» Collected material:
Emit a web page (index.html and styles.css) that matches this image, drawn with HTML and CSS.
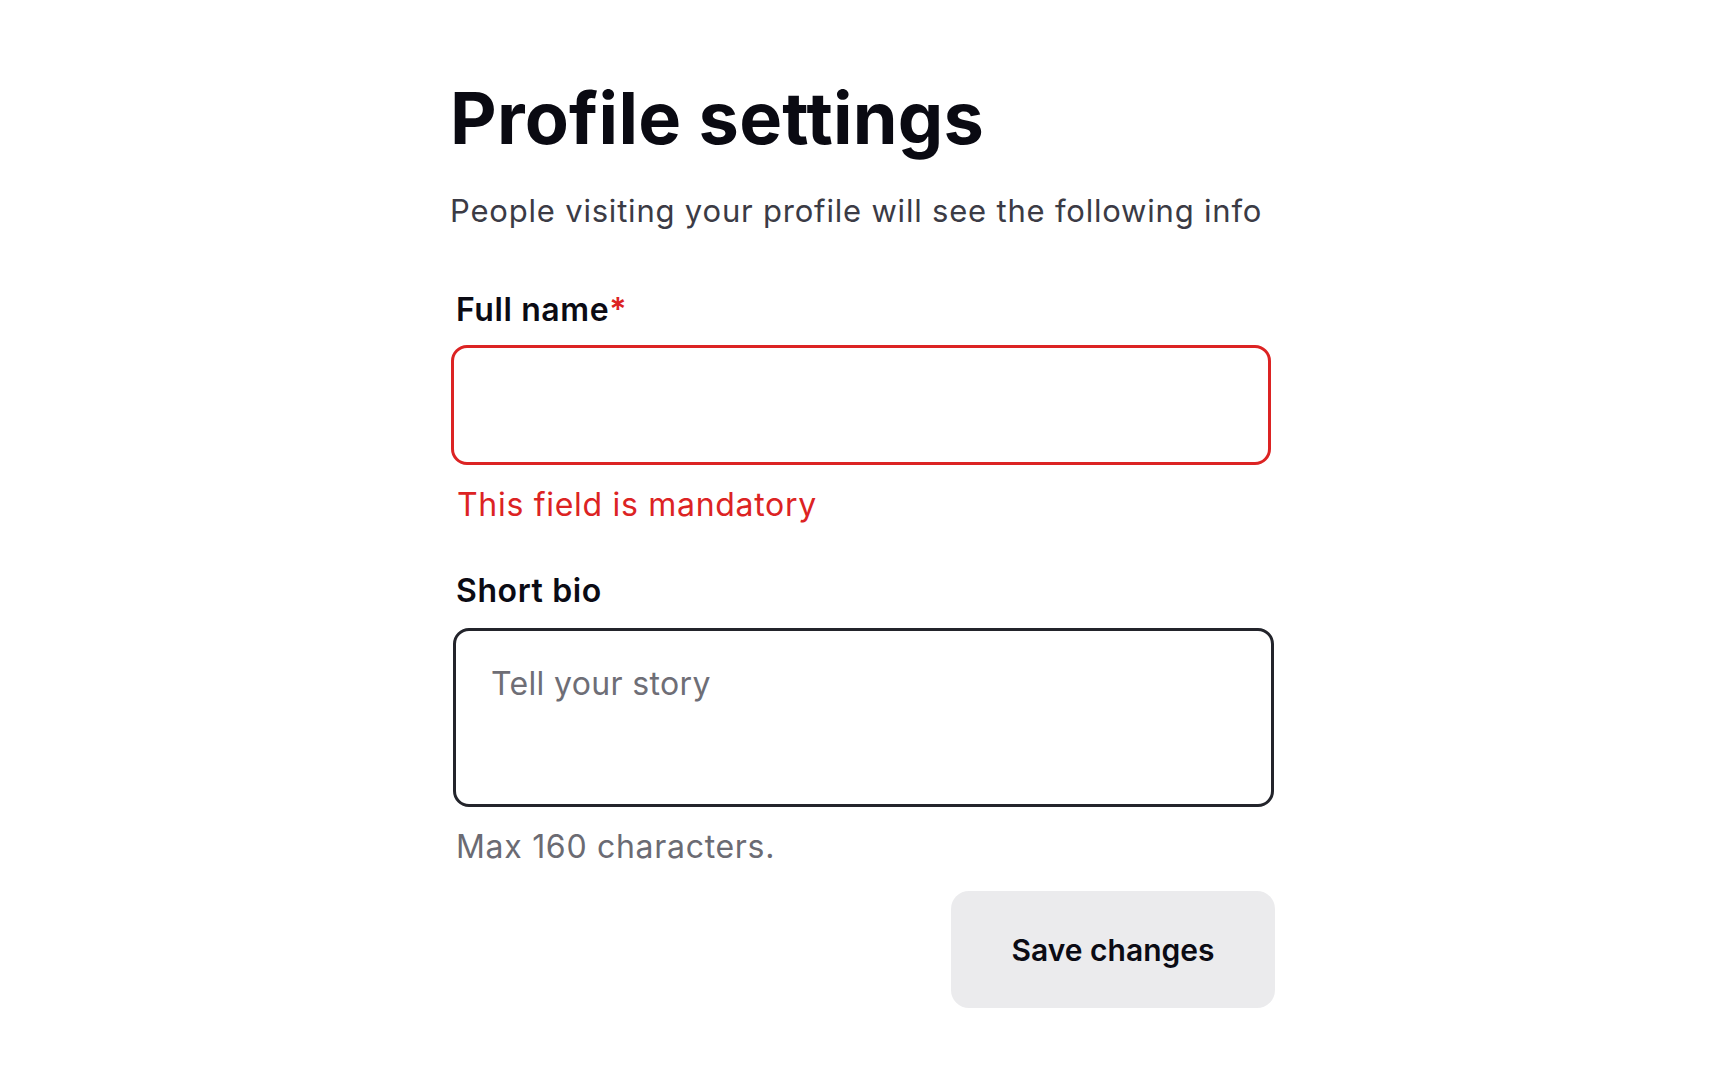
FILE: index.html
```html
<!DOCTYPE html>
<html lang="en">
<head>
<meta charset="utf-8">
<title>Profile settings</title>
<link rel="stylesheet" href="styles.css">
</head>
<body>
<main class="page">
  <form class="form">
    <h1 class="title">Profile settings</h1>
    <p class="subtitle">People visiting your profile will see the following info</p>

    <div class="field field-name">
      <label class="label" for="fullname">Full name<span class="req">*</span></label>
      <input class="input input-error" id="fullname" type="text">
      <p class="error">This field is mandatory</p>
    </div>

    <div class="field field-bio">
      <label class="label" for="bio">Short bio</label>
      <textarea class="textarea" id="bio" placeholder="Tell your story"></textarea>
      <p class="help">Max 160 characters.</p>
    </div>

    <div class="actions">
      <button class="btn" type="button">Save changes</button>
    </div>
  </form>
</main>
</body>
</html>
```

FILE: styles.css
```css
html, body {
  margin: 0;
  padding: 0;
  background: #ffffff;
}

body {
  font-family: Inter, "Noto Sans", "Liberation Sans", sans-serif;
  color: #0b0b14;
}

.page {
  display: flex;
  justify-content: center;
  padding-top: 75px;
}

.form {
  width: 822px;
  display: flex;
  flex-direction: column;
}

.title {
  margin: 0 0 0 -3px;
  font-size: 72px;
  line-height: 1.2;
  font-weight: 700;
  color: #0a0a12;
  letter-spacing: 0.25px;
}

.subtitle {
  margin: 31px 0 0 -3px;
  font-size: 31px;
  line-height: 1.2;
  font-weight: 400;
  color: #3b3b45;
  letter-spacing: 0.8px;
}

.field {
  display: flex;
  flex-direction: column;
}

.field-name {
  margin-top: 61px;
}

.field-bio {
  margin-top: 48px;
}

.label {
  padding-left: 3px;
  font-size: 32px;
  line-height: 1.2;
  font-weight: 600;
  color: #0b0b14;
  letter-spacing: 0.6px;
}

.req {
  color: #dc2323;
}

.input {
  box-sizing: border-box;
  margin: 16px 0 0 -2px;
  width: 820px;
  height: 120px;
  border: 3px solid #dc2323;
  border-radius: 16px;
  background: #ffffff;
  outline: none;
  font: inherit;
  font-size: 32px;
  padding: 0 32px;
}

.textarea {
  box-sizing: border-box;
  margin-top: 17px;
  width: 821px;
  height: 179px;
  border: 3px solid #23242b;
  border-radius: 16px;
  background: #ffffff;
  resize: none;
  outline: none;
  font-family: inherit;
  font-size: 32px;
  line-height: 1.2;
  padding: 34px 35px;
  color: #0b0b14;
  letter-spacing: 0.35px;
}

.textarea::placeholder {
  color: #6e6e76;
  opacity: 1;
}

.error,
.help {
  margin: 21px 0 0;
  padding-left: 4px;
  font-size: 32px;
  line-height: 1.2;
  font-weight: 400;
  letter-spacing: 0.7px;
}

.error {
  color: #dc2323;
}

.help {
  padding-left: 3px;
  color: #6b6b73;
}

.actions {
  display: flex;
  justify-content: flex-end;
  margin-top: 25px;
}

.btn {
  width: 324px;
  height: 117px;
  border: none;
  border-radius: 18px;
  background: #ebebed;
  font-family: inherit;
  font-size: 30px;
  font-weight: 600;
  color: #0b0b14;
  cursor: pointer;
}
```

» Task:
All the material shown above is to be copied exactly, with no pictures carried over.

» Response:
Emit a web page (index.html and styles.css) that matches this image, drawn with HTML and CSS.
FILE: index.html
```html
<!DOCTYPE html>
<html lang="en">
<head>
<meta charset="utf-8">
<title>Profile settings</title>
<link rel="stylesheet" href="styles.css">
</head>
<body>
<main class="page">
  <form class="form">
    <h1 class="title">Profile settings</h1>
    <p class="subtitle">People visiting your profile will see the following info</p>

    <div class="field field-name">
      <label class="label" for="fullname">Full name<span class="req">*</span></label>
      <input class="input input-error" id="fullname" type="text">
      <p class="error">This field is mandatory</p>
    </div>

    <div class="field field-bio">
      <label class="label" for="bio">Short bio</label>
      <textarea class="textarea" id="bio" placeholder="Tell your story"></textarea>
      <p class="help">Max 160 characters.</p>
    </div>

    <div class="actions">
      <button class="btn" type="button">Save changes</button>
    </div>
  </form>
</main>
</body>
</html>
```

FILE: styles.css
```css
html, body {
  margin: 0;
  padding: 0;
  background: #ffffff;
}

body {
  font-family: Inter, "Noto Sans", "Liberation Sans", sans-serif;
  color: #0b0b14;
}

.page {
  display: flex;
  justify-content: center;
  padding-top: 75px;
}

.form {
  width: 822px;
  display: flex;
  flex-direction: column;
}

.title {
  margin: 0 0 0 -3px;
  font-size: 72px;
  line-height: 1.2;
  font-weight: 700;
  color: #0a0a12;
  letter-spacing: 0.25px;
}

.subtitle {
  margin: 31px 0 0 -3px;
  font-size: 31px;
  line-height: 1.2;
  font-weight: 400;
  color: #3b3b45;
  letter-spacing: 0.8px;
}

.field {
  display: flex;
  flex-direction: column;
}

.field-name {
  margin-top: 61px;
}

.field-bio {
  margin-top: 48px;
}

.label {
  padding-left: 3px;
  font-size: 32px;
  line-height: 1.2;
  font-weight: 600;
  color: #0b0b14;
  letter-spacing: 0.6px;
}

.req {
  color: #dc2323;
}

.input {
  box-sizing: border-box;
  margin: 16px 0 0 -2px;
  width: 820px;
  height: 120px;
  border: 3px solid #dc2323;
  border-radius: 16px;
  background: #ffffff;
  outline: none;
  font: inherit;
  font-size: 32px;
  padding: 0 32px;
}

.textarea {
  box-sizing: border-box;
  margin-top: 17px;
  width: 821px;
  height: 179px;
  border: 3px solid #23242b;
  border-radius: 16px;
  background: #ffffff;
  resize: none;
  outline: none;
  font-family: inherit;
  font-size: 32px;
  line-height: 1.2;
  padding: 34px 35px;
  color: #0b0b14;
  letter-spacing: 0.35px;
}

.textarea::placeholder {
  color: #6e6e76;
  opacity: 1;
}

.error,
.help {
  margin: 21px 0 0;
  padding-left: 4px;
  font-size: 32px;
  line-height: 1.2;
  font-weight: 400;
  letter-spacing: 0.7px;
}

.error {
  color: #dc2323;
}

.help {
  padding-left: 3px;
  color: #6b6b73;
}

.actions {
  display: flex;
  justify-content: flex-end;
  margin-top: 25px;
}

.btn {
  width: 324px;
  height: 117px;
  border: none;
  border-radius: 18px;
  background: #ebebed;
  font-family: inherit;
  font-size: 30px;
  font-weight: 600;
  color: #0b0b14;
  cursor: pointer;
}
```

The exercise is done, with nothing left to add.